Apple’s flagship product, the iPhone, already has an AI assistant—Siri. The rise of ChatGPT and its rivals has quickly made the once revolutionary helper look increasingly limited and out-dated. Amazon and Google have said they are integrating LLM technology into their own assistants, Alexa and Google Assistant. Google allows users of Android phones to replace the Assistant with Gemini.

Reports from The New York Times and Bloomberg that Apple may add Google’s Gemini to iPhones suggest Apple is considering expanding the strategy it has used for search on mobile devices to generative AI. Rather than develop web search technology in-house, the iPhone maker leans on Google, which reportedly pays more than $18 billion to make its search engine the iPhone default. Apple has also shown it can build its own alternatives to outside services, even when it starts from behind. Google Maps used to be the default on iPhones but in 2012 Apple replaced it with its own maps app.

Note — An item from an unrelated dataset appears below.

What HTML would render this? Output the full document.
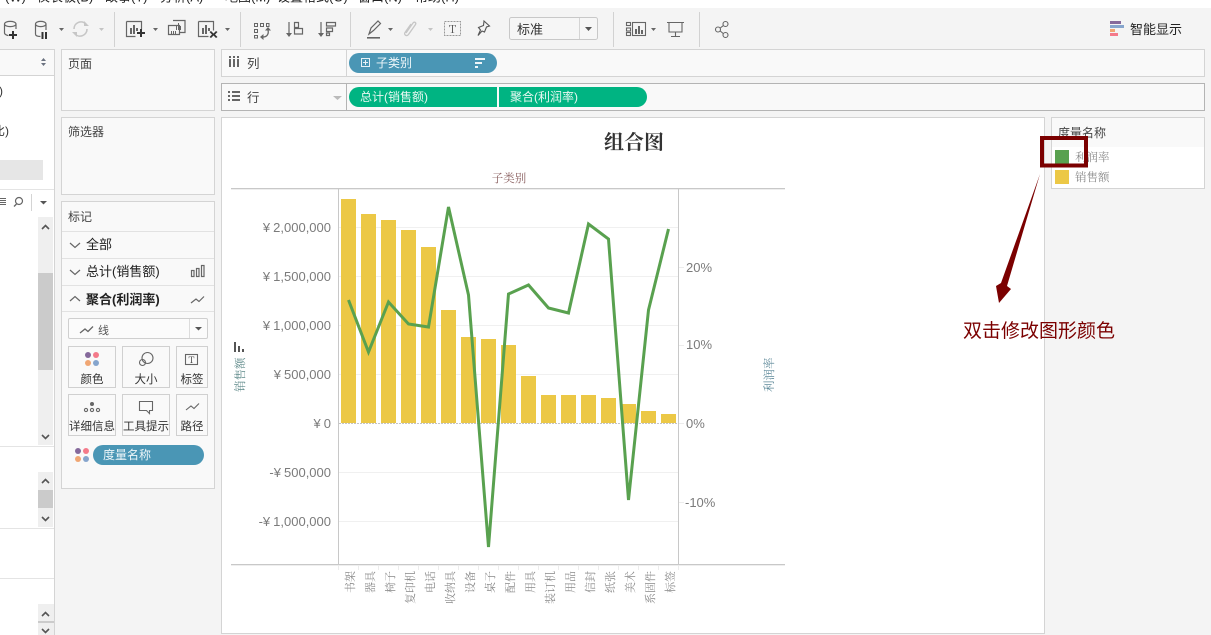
<!DOCTYPE html>
<html lang="zh"><head><meta charset="utf-8"><title>组合图</title>
<style>
html,body{margin:0;padding:0;width:1211px;height:635px;overflow:hidden;background:#f4f4f4}
body{position:relative;font-family:"Liberation Sans","Noto Sans CJK SC",sans-serif;color:#333}
svg{position:absolute;left:0;top:0}
text{font-family:"Liberation Sans","Noto Sans CJK SC",sans-serif}
.s,.s text{font-family:"Noto Serif CJK SC",serif}
</style></head><body>
<svg width="1211" height="635" viewBox="0 0 1211 635" xmlns="http://www.w3.org/2000/svg">
<!-- menu strip -->
<rect width="1211" height="8" fill="#fff"/>
<g font-size="13" fill="#222">
<text x="5" y="1.500">(W)</text><text x="37" y="1.500">仪表板(B)</text><text x="105" y="1.500">故事(T)</text><text x="160" y="1.500">分析(A)</text><text x="225" y="1.500">地图(M)</text><text x="277" y="1.500">设置格式(O)</text><text x="358" y="1.500">窗口(N)</text><text x="415" y="1.500">帮助(H)</text>
</g>
<!-- separators -->
<g fill="#d2d2d2"><rect x="114" y="12" width="1" height="35"/><rect x="240" y="12" width="1" height="35"/><rect x="350" y="12" width="1" height="35"/><rect x="613" y="12" width="1" height="35"/><rect x="699" y="12" width="1" height="35"/></g>
<!-- toolbar icons -->
<g fill="none" stroke="#666" stroke-width="1.200">
<path d="M4.500 24v9c0 1.500 3 2.500 4 2.500M16 24v5M4.500 24c0-3.500 11.500-3.500 11.500 0s-11.500 3.500-11.500 0z"/>
<path d="M35.500 24v10c0 2 3 2.500 5 2.500M46 24v6M35.500 24c0-3.500 10.500-3.500 10.500 0s-10.500 3.500-10.500 0z"/>
<path d="M126.500 21.500h15v8M126.500 21.500v15h9"/>
<path d="M198.500 21.500h15v9M198.500 21.500v15h10"/>
<path d="M173 20.500h12v12h-5M168.500 25.500h11v9h-11z"/>
</g>
<g fill="#333">
<path d="M12 31h2v3h3v2h-3v3h-2v-3h-3v-2h3z"/>
<rect x="41.500" y="32" width="2" height="7"/><rect x="45" y="32" width="2" height="7"/>
<path d="M140 29h2v3h3v2h-3v3h-2v-3h-3v-2h3z"/>
<path d="M209.500 32l1.500-1 2.500 2.500 2.500-2.500 1.500 1-2.500 2.500 2.500 2.500-1.500 1-2.500-2.500-2.500 2.500-1.500-1 2.500-2.500z"/>
</g>
<g fill="#666">
<rect x="130" y="28" width="2" height="6"/><rect x="133" y="25" width="2" height="9"/><rect x="136" y="28" width="2" height="3"/>
<rect x="202" y="28" width="2" height="6"/><rect x="205" y="25" width="2" height="9"/><rect x="208" y="28" width="2" height="3"/>
<rect x="176" y="25" width="1" height="5"/><rect x="178" y="23" width="1" height="7"/><rect x="180" y="26" width="1" height="4"/>
<rect x="171" y="31" width="1" height="3"/><rect x="173" y="31" width="1" height="3"/><rect x="175" y="31" width="1" height="3"/>
<path d="M59 28h5l-2.500 3zM153 28h5l-2.500 3zM225 28h5l-2.500 3zM388 28h5l-2.500 3zM651 28h5l-2.500 3z"/>
</g>
<g fill="#c4c4c4"><path d="M99 28h5l-2.500 3zM428 28h5l-2.500 3z"/></g>
<g fill="none" stroke="#c6c6c6" stroke-width="1.600"><path d="M74 29a7 7 0 0 1 12-5M87 29a7 7 0 0 1-12 5"/></g>
<path d="M84 21v5h5zM77 37v-5h-5z" fill="#c6c6c6"/>
<!-- swap -->
<g fill="none" stroke="#666" stroke-width="1">
<path d="M254.500 23.500h3v3h-3zM260.500 23.500h3v3h-3zM266.500 23.500h2.500v3h-2.500zM254.500 29.500h3v3h-3zM254.500 35.500h3v2.500h-3z"/>
<path d="M268 30c1 4-1 7-5 7" stroke-width="1.300"/>
</g>
<path d="M268 27l3 3.500h-6zM260 37l3.500-3v6z" fill="#666"/>
<!-- sort -->
<g fill="none" stroke="#666" stroke-width="1.200">
<path d="M289 22v13M294.500 22.500h4v5h-4zM294.500 28.500h8v5.500h-8z"/>
<path d="M321 22v13M326.500 22.500h9v3.500h-9zM326.500 28h6v3.500h-6zM326.500 33h3v2.500h-3z"/>
</g>
<path d="M286 33h6l-3 4zM318 33h6l-3 4z" fill="#666"/>
<!-- highlighter -->
<path d="M369 34l2-6 7-7 2.500 2.500-7 7z" fill="none" stroke="#666" stroke-width="1.200"/>
<rect x="367" y="37" width="13" height="1.600" fill="#666"/>
<!-- clip -->
<path d="M406 33l7-10c1.500-2 3.500 0 2.500 1.500l-7 10c-2 2.500-5 0-3.500-2l6-8.500" fill="none" stroke="#c6c6c6" stroke-width="1.300"/>
<!-- T box -->
<rect x="444.500" y="21.500" width="16" height="14" fill="none" stroke="#999" stroke-dasharray="2 1"/>
<text x="452.500" y="33" font-size="11" class="s" text-anchor="middle" fill="#555">T</text>
<!-- pin -->
<path d="M484 21l5.500 5-3 1-2 5-2.500-1-4 4.500 2.500-5.500-2-2.500 5-2z" fill="none" stroke="#555" stroke-width="1.100"/>
<!-- style dropdown -->
<rect x="509.500" y="17.500" width="88" height="22" rx="2" fill="#f6f6f6" stroke="#c8c8c8"/>
<rect x="579" y="18" width="1" height="21" fill="#d4d4d4"/>
<path d="M585 27h7l-3.500 4z" fill="#555"/>
<text x="517" y="34" font-size="13" fill="#333">标准</text>
<!-- show cards -->
<g fill="none" stroke="#666" stroke-width="1.100">
<rect x="626.500" y="22.500" width="4" height="3"/><rect x="626.500" y="28" width="4" height="3"/><rect x="626.500" y="32.500" width="4" height="3"/>
<rect x="632.500" y="22.500" width="13" height="13"/>
<path d="M667 22.500h17M669 22.500v9.500h13v-9.500M675.500 32v4M671 36.500h9"/>
<circle cx="725.500" cy="24" r="2.500"/><circle cx="718" cy="29.500" r="2.500"/><circle cx="725.500" cy="35" r="2.500"/>
<path d="M720.200 28l3-2.300M720.200 31l3 2.500"/>
</g>
<g fill="#666"><rect x="635" y="29" width="2" height="5"/><rect x="638" y="26" width="2" height="8"/><rect x="641" y="30" width="2" height="4"/></g>
<!-- smart show -->
<rect x="1110" y="21" width="11" height="3" fill="#85699b"/><rect x="1110" y="25" width="14" height="3" fill="#86a5cd"/><rect x="1110" y="29" width="5" height="3" fill="#f0a673"/><rect x="1110" y="33" width="8" height="3" fill="#f47a8a"/>
<text x="1130" y="34" font-size="13" fill="#222">智能显示</text>

<!-- left data pane -->
<rect x="0" y="49" width="54" height="586" fill="#fff"/>
<rect x="0" y="49" width="54" height="26" fill="#f9f9f9"/>
<rect x="0" y="49" width="54" height="1" fill="#d4d4d4"/>
<rect x="0" y="75" width="54" height="1" fill="#d4d4d4"/>
<rect x="54" y="49" width="1" height="586" fill="#d4d4d4"/>
<path d="M41 61l2.500-3 2.500 3zM41 63l2.500 3 2.500-3z" fill="#6b7280"/>
<text x="-1" y="95" font-size="12" fill="#333">)</text>
<text x="-7" y="135" font-size="12" fill="#333">比)</text>
<rect x="0" y="160" width="43" height="20" fill="#e6e6e6"/>
<rect x="0" y="189" width="54" height="1" fill="#e4e4e4"/>
<g fill="#666"><rect x="0" y="198" width="6" height="1"/><rect x="0" y="200" width="6" height="1"/><rect x="0" y="202" width="6" height="1"/><rect x="0" y="204" width="6" height="1"/></g>
<circle cx="19" cy="201" r="3.500" fill="none" stroke="#666" stroke-width="1.200"/><path d="M16.500 204l-2.500 2.500" stroke="#666" stroke-width="1.300"/>
<rect x="31" y="194" width="1" height="17" fill="#d4d4d4"/>
<path d="M40 201h7l-3.500 3.500z" fill="#555"/>
<rect x="38" y="217" width="15" height="228" fill="#efefef"/>
<rect x="38" y="273" width="15" height="97" fill="#cbcbcb"/>
<rect x="0" y="446" width="54" height="1" fill="#e4e4e4"/>
<rect x="38" y="472" width="15" height="55" fill="#efefef"/>
<rect x="38" y="490" width="15" height="18" fill="#cbcbcb"/>
<rect x="0" y="528" width="54" height="1" fill="#e4e4e4"/>
<rect x="0" y="578" width="54" height="1" fill="#e4e4e4"/>
<rect x="38" y="604" width="16" height="31" fill="#efefef"/>
<rect x="38" y="621" width="16" height="2" fill="#cbcbcb"/>
<g fill="none" stroke="#555" stroke-width="1.600">
<path d="M42 229l3.500-3.500 3.500 3.500M42 435l3.500 3.500 3.500-3.500M42 483l3.500-3.500 3.500 3.500M42 517l3.500 3.500 3.500-3.500M42 616l3.500-3.500 3.500 3.500M42 629l3.500 3.500 3.500-3.500"/>
</g>

<!-- pages -->
<rect x="61.500" y="49.500" width="153" height="61" fill="#f9f9f9" stroke="#d4d4d4"/>
<text x="68" y="68" font-size="12" fill="#444">页面</text>
<!-- filters -->
<rect x="61.500" y="117.500" width="153" height="77" fill="#f9f9f9" stroke="#d4d4d4"/>
<text x="68" y="136" font-size="12" fill="#444">筛选器</text>
<!-- marks -->
<rect x="61.500" y="201.500" width="153" height="287" fill="#f9f9f9" stroke="#d4d4d4"/>
<text x="68" y="221" font-size="12" fill="#444">标记</text>
<g fill="#e2e2e2"><rect x="62" y="231" width="152" height="1"/><rect x="62" y="258" width="152" height="1"/><rect x="62" y="285" width="152" height="1"/><rect x="62" y="311" width="152" height="1"/></g>
<g fill="none" stroke="#666" stroke-width="1.200">
<path d="M70 243l5 4.500 5-4.500M70 270l5 4.500 5-4.500M70 301l5-4.500 5 4.500"/>
<rect x="191.500" y="270.500" width="2.500" height="6"/><rect x="196.500" y="268.500" width="2.500" height="8"/><rect x="201.500" y="265.500" width="2.500" height="11"/>
<path d="M191 303l5-4 3 2.500 5-5"/>
</g>
<text x="86" y="249" font-size="13" fill="#222">全部</text>
<text x="86" y="276" font-size="13" fill="#222">总计(销售额)</text>
<text x="86" y="304" font-size="13" font-weight="700" fill="#222">聚合(利润率)</text>
<rect x="68.500" y="318.500" width="139" height="20" rx="1.500" fill="#fbfbfb" stroke="#cfcfcf"/>
<rect x="189" y="319" width="1" height="19" fill="#dcdcdc"/>
<path d="M195 327h7l-3.500 3.500z" fill="#555"/>
<path d="M80 333l5-4 3 2.500 5-5" fill="none" stroke="#666" stroke-width="1.300"/>
<text x="98" y="334" font-size="11" fill="#555">线</text>
<g fill="#f9f9f9" stroke="#d0d0d0">
<rect x="68.500" y="346.500" width="47" height="41"/><rect x="122.500" y="346.500" width="47" height="41"/><rect x="176.500" y="346.500" width="31" height="41"/>
<rect x="68.500" y="394.500" width="47" height="41"/><rect x="122.500" y="394.500" width="47" height="41"/><rect x="176.500" y="394.500" width="31" height="41"/>
</g>
<circle cx="88" cy="355" r="3" fill="#85699b"/><circle cx="96" cy="355" r="3" fill="#f47a8a"/><circle cx="88" cy="363" r="3" fill="#f0a673"/><circle cx="96" cy="363" r="3" fill="#86a5cd"/>
<g fill="none" stroke="#666" stroke-width="1.100">
<circle cx="147.500" cy="358" r="5.500"/><circle cx="142.500" cy="362.500" r="3"/>
<rect x="185.500" y="354.500" width="12" height="10"/>
<circle cx="86" cy="410" r="1.600"/><circle cx="92" cy="410" r="1.600"/><circle cx="98" cy="410" r="1.600"/>
<path d="M139.500 401.500h13v9h-3v3l-3-3h-7z"/>
<path d="M186 410l5-4 3 2.500 5-5"/>
</g>
<circle cx="92" cy="404" r="2" fill="#666"/>
<text x="191.500" y="363" font-size="9" class="s" text-anchor="middle" fill="#444">T</text>
<g font-size="11.500" fill="#333" text-anchor="middle">
<text x="92" y="383">颜色</text><text x="146" y="383">大小</text><text x="192" y="383">标签</text>
<text x="92" y="430">详细信息</text><text x="146" y="430">工具提示</text><text x="192" y="430">路径</text>
</g>
<circle cx="78" cy="451" r="3" fill="#85699b"/><circle cx="86" cy="451" r="3" fill="#f47a8a"/><circle cx="78" cy="459" r="3" fill="#f0a673"/><circle cx="86" cy="459" r="3" fill="#86a5cd"/>
<rect x="93" y="445" width="111" height="20" rx="10" fill="#4a96b5"/>
<text x="103" y="459" font-size="12" fill="#eef6f9">度量名称</text>

<!-- shelves -->
<rect x="221.500" y="49.500" width="983" height="27" fill="#f9f9f9" stroke="#d4d4d4"/>
<rect x="346" y="50" width="1" height="27" fill="#d4d4d4"/>
<rect x="221.500" y="83.500" width="983" height="27" fill="#f9f9f9" stroke="#b4b4b4"/>
<rect x="346" y="84" width="1" height="27" fill="#b4b4b4"/>
<g fill="#666"><rect x="229" y="59" width="2" height="8"/><rect x="233" y="59" width="2" height="8"/><rect x="237" y="59" width="2" height="8"/><rect x="229" y="56" width="2" height="2"/><rect x="233" y="56" width="2" height="2"/><rect x="237" y="56" width="2" height="2"/>
<rect x="228" y="91" width="2" height="2"/><rect x="228" y="95" width="2" height="2"/><rect x="228" y="99" width="2" height="2"/><rect x="232" y="91" width="8" height="2"/><rect x="232" y="95" width="8" height="2"/><rect x="232" y="99" width="8" height="2"/></g>
<text x="247" y="68" font-size="12.500" fill="#444">列</text>
<text x="247" y="102" font-size="12.500" fill="#444">行</text>
<path d="M333 96h9l-4.500 4z" fill="#bbb"/>
<rect x="349" y="53" width="148" height="20" rx="10" fill="#4a96b5"/>
<g fill="none" stroke="#e8f2f6"><rect x="361.500" y="58.500" width="8" height="8"/><path d="M365.500 60v5M363 62.500h5"/></g>
<text x="376" y="67" font-size="12" fill="#eef6f9">子类别</text>
<g fill="#eef6f9"><rect x="475" y="58" width="10" height="2"/><rect x="475" y="62" width="7" height="2"/><rect x="475" y="66" width="3" height="2"/></g>
<path d="M359 87h138v20h-138a10 10 0 0 1 0-20z" fill="#00b482"/>
<path d="M499 87h138a10 10 0 0 1 0 20h-138z" fill="#00b482"/>
<text x="360" y="101" font-size="12" fill="#e8f8f2">总计(销售额)</text>
<text x="510" y="101" font-size="12" fill="#e8f8f2">聚合(利润率)</text>

<!-- view -->
<rect x="221.500" y="117.500" width="823" height="516" fill="#fff" stroke="#d4d4d4"/>
<text x="634" y="149" font-size="20" font-weight="700" class="s" text-anchor="middle" fill="#333">组合图</text>
<text x="509" y="182" font-size="11.500" class="s" text-anchor="middle" fill="#8b6161">子类别</text>
<g fill="#f0f0f0"><rect x="339" y="227" width="339" height="1"/><rect x="339" y="276" width="339" height="1"/><rect x="339" y="325" width="339" height="1"/><rect x="339" y="374" width="339" height="1"/><rect x="339" y="472" width="339" height="1"/><rect x="339" y="521" width="339" height="1"/></g>
<g fill="#ecc846">
<rect x="341" y="199" width="15" height="224"/><rect x="361" y="214" width="15" height="209"/><rect x="381" y="220" width="15" height="203"/><rect x="401" y="230" width="15" height="193"/><rect x="421" y="247" width="15" height="176"/><rect x="441" y="310" width="15" height="113"/><rect x="461" y="337" width="15" height="86"/><rect x="481" y="339" width="15" height="84"/><rect x="501" y="345" width="15" height="78"/><rect x="521" y="376" width="15" height="47"/><rect x="541" y="395" width="15" height="28"/><rect x="561" y="395" width="15" height="28"/><rect x="581" y="395" width="15" height="28"/><rect x="601" y="398" width="15" height="25"/><rect x="621" y="404" width="15" height="19"/><rect x="641" y="411" width="15" height="12"/><rect x="661" y="414" width="15" height="9"/>
</g>
<path d="M339 423.500H678" stroke="#c4c4c4" stroke-dasharray="2 1" fill="none"/>
<g fill="#c8c8c8"><rect x="231" y="188" width="554" height="1.300"/><rect x="231" y="564" width="554" height="1.300"/><rect x="338" y="188" width="1" height="377"/><rect x="678" y="188" width="1" height="377"/></g>
<path d="M338.500 565v5M358.500 565v5M378.500 565v5M398.500 565v5M418.500 565v5M438.500 565v5M458.500 565v5M478.500 565v5M498.500 565v5M518.500 565v5M538.500 565v5M558.500 565v5M578.500 565v5M598.500 565v5M618.500 565v5M638.500 565v5M658.500 565v5M678.500 565v5M679 267.500h5M679 345.500h5M679 423.500h5M679 502.500h5" stroke="#ececec" fill="none"/>
<polyline points="348.500,300 368.500,352 388.500,302 408.500,324 428.500,327 448.500,207 468.500,295 488.500,547 508.500,294 528.500,285 548.500,308 568.500,313 588.500,224 608.500,239 628.500,500 648.500,310 668.500,229" fill="none" stroke="#59a14f" stroke-width="3" stroke-linejoin="miter"/>
<g font-size="13" fill="#7b7b7b" text-anchor="end">
<text x="331" y="232"><tspan letter-spacing="3">¥</tspan>2,000,000</text><text x="331" y="281"><tspan letter-spacing="3">¥</tspan>1,500,000</text><text x="331" y="330"><tspan letter-spacing="3">¥</tspan>1,000,000</text><text x="331" y="379"><tspan letter-spacing="3">¥</tspan>500,000</text><text x="331" y="428"><tspan letter-spacing="3">¥</tspan>0</text><text x="331" y="477">-<tspan letter-spacing="3">¥</tspan>500,000</text><text x="331" y="526">-<tspan letter-spacing="3">¥</tspan>1,000,000</text>
</g>
<g font-size="13" fill="#7b7b7b">
<text x="686" y="272">20%</text><text x="686" y="349">10%</text><text x="686" y="428">0%</text><text x="685" y="507">-10%</text>
</g>
<g fill="#555"><rect x="234" y="342" width="2" height="10"/><rect x="238" y="346" width="2" height="6"/><rect x="242" y="349" width="2" height="3"/></g>
<text transform="translate(244,392) rotate(-90)" font-size="11.500" class="s" fill="#5f8a8a">销售额</text>
<text transform="translate(773,392) rotate(-90)" font-size="11.500" class="s" fill="#5f8a9a">利润率</text>
<g font-size="11" class="s" fill="#8a8a8a" text-anchor="end">
<text transform="translate(354,571) rotate(-90)">书架</text>
<text transform="translate(374,571) rotate(-90)">器具</text>
<text transform="translate(394,571) rotate(-90)">椅子</text>
<text transform="translate(414,571) rotate(-90)">复印机</text>
<text transform="translate(434,571) rotate(-90)">电话</text>
<text transform="translate(454,571) rotate(-90)">收纳具</text>
<text transform="translate(474,571) rotate(-90)">设备</text>
<text transform="translate(494,571) rotate(-90)">桌子</text>
<text transform="translate(514,571) rotate(-90)">配件</text>
<text transform="translate(534,571) rotate(-90)">用具</text>
<text transform="translate(554,571) rotate(-90)">装订机</text>
<text transform="translate(574,571) rotate(-90)">用品</text>
<text transform="translate(594,571) rotate(-90)">信封</text>
<text transform="translate(614,571) rotate(-90)">纸张</text>
<text transform="translate(634,571) rotate(-90)">美术</text>
<text transform="translate(654,571) rotate(-90)">系固件</text>
<text transform="translate(674,571) rotate(-90)">标签</text>
</g>

<!-- legend -->
<rect x="1051.500" y="117.500" width="153" height="71" fill="#f9f9f9" stroke="#d4d4d4"/>
<rect x="1052" y="147" width="152" height="41" fill="#fff"/>
<text x="1058" y="137" font-size="12" fill="#444">度量名称</text>
<rect x="1055" y="150" width="14" height="14" fill="#59a14f"/>
<rect x="1055" y="170" width="14" height="14" fill="#ecc846"/>
<text x="1075" y="161" font-size="11.500" class="s" fill="#8a8a8a">利润率</text>
<text x="1075" y="181" font-size="11.500" class="s" fill="#8a8a8a">销售额</text>

<!-- annotation -->
<rect x="1042" y="138" width="44" height="27.500" fill="none" stroke="#7b0000" stroke-width="4"/>
<polygon points="1040,174 1007,286 1011,289 999,303 996,286 1001,283" fill="#7b0000"/>
<text x="963" y="337" font-size="19" fill="#7b0000">双击修改图形颜色</text>
</svg>
</body></html>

Apple CEO Tim Cook has promised investors that the company will reveal more of its generative AI plans this year. The company faces pressure to keep up with rival smartphone makers, including Samsung and Google, that have introduced a raft of generative AI tools for their devices.

Apple could end up tapping both Google and its own, in-house AI, perhaps by introducing Gemini as a replacement for conventional Google Search while also building new generative AI tools on top of MM1 and other homegrown models. Last September, several of the researchers behind MM1 published details of MGIE, a tool that uses generative AI to manipulate images based on a text prompt.

Salakhutdinov believes his former employer may focus on developing LLMs that can be installed and run securely on Apple devices. That would fit with the company’s past emphasis on using “on-device” algorithms to safeguard sensitive data and avoid sharing it with other companies. A number of recent AI research papers from Apple concern machine-learning methods designed to preserve user privacy. “I think that’s probably what Apple is going to do,” he says.

When it comes to tailoring generative AI to devices, Salakhutdinov says, Apple may yet turn out to have a distinct advantage because of its control over the entire software-hardware stack. The company has included a custom “neural engine” in the chips that power its mobile devices since 2017, with the debut of the iPhone X. “Apple is definitely working in that space, and I think at some point they will be in the front, because they have phones, the distribution.”

In a thread on X, Apple researcher Brandon McKinzie, lead author of the MM1 paper wrote: “This is just the beginning. The team is already hard at work on the next generation of models.”